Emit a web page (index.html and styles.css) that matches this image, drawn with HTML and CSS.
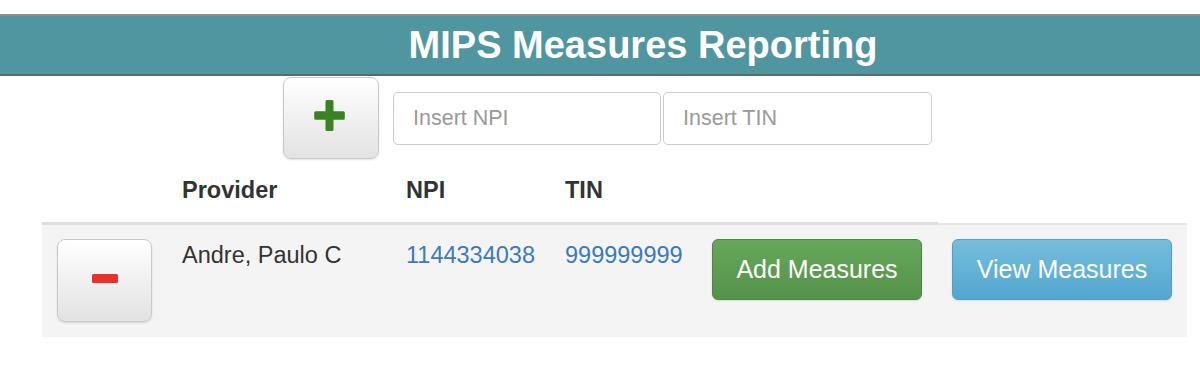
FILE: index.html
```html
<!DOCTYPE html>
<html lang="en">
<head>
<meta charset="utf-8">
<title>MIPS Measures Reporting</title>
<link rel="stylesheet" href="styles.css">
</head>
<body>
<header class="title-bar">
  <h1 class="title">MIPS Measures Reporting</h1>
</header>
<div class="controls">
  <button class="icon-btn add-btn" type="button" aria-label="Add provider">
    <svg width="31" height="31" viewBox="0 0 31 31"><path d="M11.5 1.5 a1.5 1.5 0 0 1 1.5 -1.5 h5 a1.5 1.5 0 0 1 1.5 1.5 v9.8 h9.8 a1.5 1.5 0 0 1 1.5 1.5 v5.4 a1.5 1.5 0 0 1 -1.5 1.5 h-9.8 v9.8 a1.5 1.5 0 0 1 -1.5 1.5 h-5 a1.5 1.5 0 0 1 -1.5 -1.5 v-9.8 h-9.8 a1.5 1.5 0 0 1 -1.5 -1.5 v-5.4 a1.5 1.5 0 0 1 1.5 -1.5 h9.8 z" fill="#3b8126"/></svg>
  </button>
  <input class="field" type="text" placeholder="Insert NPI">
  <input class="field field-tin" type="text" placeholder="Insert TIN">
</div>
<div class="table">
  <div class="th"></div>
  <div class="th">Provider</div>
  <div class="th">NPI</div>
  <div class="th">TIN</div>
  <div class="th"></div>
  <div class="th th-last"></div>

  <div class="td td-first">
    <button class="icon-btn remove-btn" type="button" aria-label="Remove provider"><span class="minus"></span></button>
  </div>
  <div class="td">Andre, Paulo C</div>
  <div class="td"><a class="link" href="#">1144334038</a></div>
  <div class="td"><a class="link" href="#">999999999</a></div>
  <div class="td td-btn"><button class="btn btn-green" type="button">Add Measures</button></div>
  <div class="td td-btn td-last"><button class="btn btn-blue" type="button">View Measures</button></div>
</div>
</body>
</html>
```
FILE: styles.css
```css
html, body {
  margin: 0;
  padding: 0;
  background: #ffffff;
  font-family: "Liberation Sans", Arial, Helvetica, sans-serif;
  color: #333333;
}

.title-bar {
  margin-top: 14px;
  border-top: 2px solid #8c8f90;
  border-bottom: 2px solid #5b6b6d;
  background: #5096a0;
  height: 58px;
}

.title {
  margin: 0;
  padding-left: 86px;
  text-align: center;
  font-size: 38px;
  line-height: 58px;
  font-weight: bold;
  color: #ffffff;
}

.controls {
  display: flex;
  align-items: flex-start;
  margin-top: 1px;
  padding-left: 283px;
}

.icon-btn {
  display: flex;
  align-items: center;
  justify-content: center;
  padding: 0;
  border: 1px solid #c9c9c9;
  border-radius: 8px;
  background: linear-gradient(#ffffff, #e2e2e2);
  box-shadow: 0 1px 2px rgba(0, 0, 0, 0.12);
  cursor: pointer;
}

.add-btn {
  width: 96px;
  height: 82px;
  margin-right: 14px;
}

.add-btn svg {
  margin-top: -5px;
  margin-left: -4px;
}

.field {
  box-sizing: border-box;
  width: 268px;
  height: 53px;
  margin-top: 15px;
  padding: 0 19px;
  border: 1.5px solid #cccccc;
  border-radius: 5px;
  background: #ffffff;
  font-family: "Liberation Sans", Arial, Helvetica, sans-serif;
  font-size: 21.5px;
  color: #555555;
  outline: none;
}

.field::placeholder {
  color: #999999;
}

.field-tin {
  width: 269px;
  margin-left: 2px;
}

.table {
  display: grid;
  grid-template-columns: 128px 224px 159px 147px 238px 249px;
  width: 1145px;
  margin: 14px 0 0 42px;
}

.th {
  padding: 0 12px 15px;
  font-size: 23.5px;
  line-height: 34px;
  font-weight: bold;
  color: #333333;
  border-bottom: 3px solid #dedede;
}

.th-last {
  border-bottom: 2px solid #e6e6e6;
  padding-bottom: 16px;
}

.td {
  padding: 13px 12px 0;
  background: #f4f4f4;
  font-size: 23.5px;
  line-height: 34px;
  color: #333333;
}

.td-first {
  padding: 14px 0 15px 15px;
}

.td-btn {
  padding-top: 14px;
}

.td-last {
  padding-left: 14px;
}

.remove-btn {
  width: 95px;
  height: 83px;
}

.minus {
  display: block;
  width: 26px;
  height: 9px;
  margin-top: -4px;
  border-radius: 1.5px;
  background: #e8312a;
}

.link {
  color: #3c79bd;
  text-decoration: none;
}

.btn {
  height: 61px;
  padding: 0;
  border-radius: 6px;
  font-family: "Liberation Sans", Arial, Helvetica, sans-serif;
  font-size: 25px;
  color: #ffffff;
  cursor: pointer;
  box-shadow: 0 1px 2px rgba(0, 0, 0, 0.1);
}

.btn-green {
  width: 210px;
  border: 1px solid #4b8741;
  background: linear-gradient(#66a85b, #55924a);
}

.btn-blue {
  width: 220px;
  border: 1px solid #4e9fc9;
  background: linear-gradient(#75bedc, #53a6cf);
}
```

STATED GOAL
Copy every line of the data exactly as written, excluding the pictures.

EXERCISE RESPONSE
Emit a web page (index.html and styles.css) that matches this image, drawn with HTML and CSS.
FILE: index.html
```html
<!DOCTYPE html>
<html lang="en">
<head>
<meta charset="utf-8">
<title>MIPS Measures Reporting</title>
<link rel="stylesheet" href="styles.css">
</head>
<body>
<header class="title-bar">
  <h1 class="title">MIPS Measures Reporting</h1>
</header>
<div class="controls">
  <button class="icon-btn add-btn" type="button" aria-label="Add provider">
    <svg width="31" height="31" viewBox="0 0 31 31"><path d="M11.5 1.5 a1.5 1.5 0 0 1 1.5 -1.5 h5 a1.5 1.5 0 0 1 1.5 1.5 v9.8 h9.8 a1.5 1.5 0 0 1 1.5 1.5 v5.4 a1.5 1.5 0 0 1 -1.5 1.5 h-9.8 v9.8 a1.5 1.5 0 0 1 -1.5 1.5 h-5 a1.5 1.5 0 0 1 -1.5 -1.5 v-9.8 h-9.8 a1.5 1.5 0 0 1 -1.5 -1.5 v-5.4 a1.5 1.5 0 0 1 1.5 -1.5 h9.8 z" fill="#3b8126"/></svg>
  </button>
  <input class="field" type="text" placeholder="Insert NPI">
  <input class="field field-tin" type="text" placeholder="Insert TIN">
</div>
<div class="table">
  <div class="th"></div>
  <div class="th">Provider</div>
  <div class="th">NPI</div>
  <div class="th">TIN</div>
  <div class="th"></div>
  <div class="th th-last"></div>

  <div class="td td-first">
    <button class="icon-btn remove-btn" type="button" aria-label="Remove provider"><span class="minus"></span></button>
  </div>
  <div class="td">Andre, Paulo C</div>
  <div class="td"><a class="link" href="#">1144334038</a></div>
  <div class="td"><a class="link" href="#">999999999</a></div>
  <div class="td td-btn"><button class="btn btn-green" type="button">Add Measures</button></div>
  <div class="td td-btn td-last"><button class="btn btn-blue" type="button">View Measures</button></div>
</div>
</body>
</html>
```
FILE: styles.css
```css
html, body {
  margin: 0;
  padding: 0;
  background: #ffffff;
  font-family: "Liberation Sans", Arial, Helvetica, sans-serif;
  color: #333333;
}

.title-bar {
  margin-top: 14px;
  border-top: 2px solid #8c8f90;
  border-bottom: 2px solid #5b6b6d;
  background: #5096a0;
  height: 58px;
}

.title {
  margin: 0;
  padding-left: 86px;
  text-align: center;
  font-size: 38px;
  line-height: 58px;
  font-weight: bold;
  color: #ffffff;
}

.controls {
  display: flex;
  align-items: flex-start;
  margin-top: 1px;
  padding-left: 283px;
}

.icon-btn {
  display: flex;
  align-items: center;
  justify-content: center;
  padding: 0;
  border: 1px solid #c9c9c9;
  border-radius: 8px;
  background: linear-gradient(#ffffff, #e2e2e2);
  box-shadow: 0 1px 2px rgba(0, 0, 0, 0.12);
  cursor: pointer;
}

.add-btn {
  width: 96px;
  height: 82px;
  margin-right: 14px;
}

.add-btn svg {
  margin-top: -5px;
  margin-left: -4px;
}

.field {
  box-sizing: border-box;
  width: 268px;
  height: 53px;
  margin-top: 15px;
  padding: 0 19px;
  border: 1.5px solid #cccccc;
  border-radius: 5px;
  background: #ffffff;
  font-family: "Liberation Sans", Arial, Helvetica, sans-serif;
  font-size: 21.5px;
  color: #555555;
  outline: none;
}

.field::placeholder {
  color: #999999;
}

.field-tin {
  width: 269px;
  margin-left: 2px;
}

.table {
  display: grid;
  grid-template-columns: 128px 224px 159px 147px 238px 249px;
  width: 1145px;
  margin: 14px 0 0 42px;
}

.th {
  padding: 0 12px 15px;
  font-size: 23.5px;
  line-height: 34px;
  font-weight: bold;
  color: #333333;
  border-bottom: 3px solid #dedede;
}

.th-last {
  border-bottom: 2px solid #e6e6e6;
  padding-bottom: 16px;
}

.td {
  padding: 13px 12px 0;
  background: #f4f4f4;
  font-size: 23.5px;
  line-height: 34px;
  color: #333333;
}

.td-first {
  padding: 14px 0 15px 15px;
}

.td-btn {
  padding-top: 14px;
}

.td-last {
  padding-left: 14px;
}

.remove-btn {
  width: 95px;
  height: 83px;
}

.minus {
  display: block;
  width: 26px;
  height: 9px;
  margin-top: -4px;
  border-radius: 1.5px;
  background: #e8312a;
}

.link {
  color: #3c79bd;
  text-decoration: none;
}

.btn {
  height: 61px;
  padding: 0;
  border-radius: 6px;
  font-family: "Liberation Sans", Arial, Helvetica, sans-serif;
  font-size: 25px;
  color: #ffffff;
  cursor: pointer;
  box-shadow: 0 1px 2px rgba(0, 0, 0, 0.1);
}

.btn-green {
  width: 210px;
  border: 1px solid #4b8741;
  background: linear-gradient(#66a85b, #55924a);
}

.btn-blue {
  width: 220px;
  border: 1px solid #4e9fc9;
  background: linear-gradient(#75bedc, #53a6cf);
}
```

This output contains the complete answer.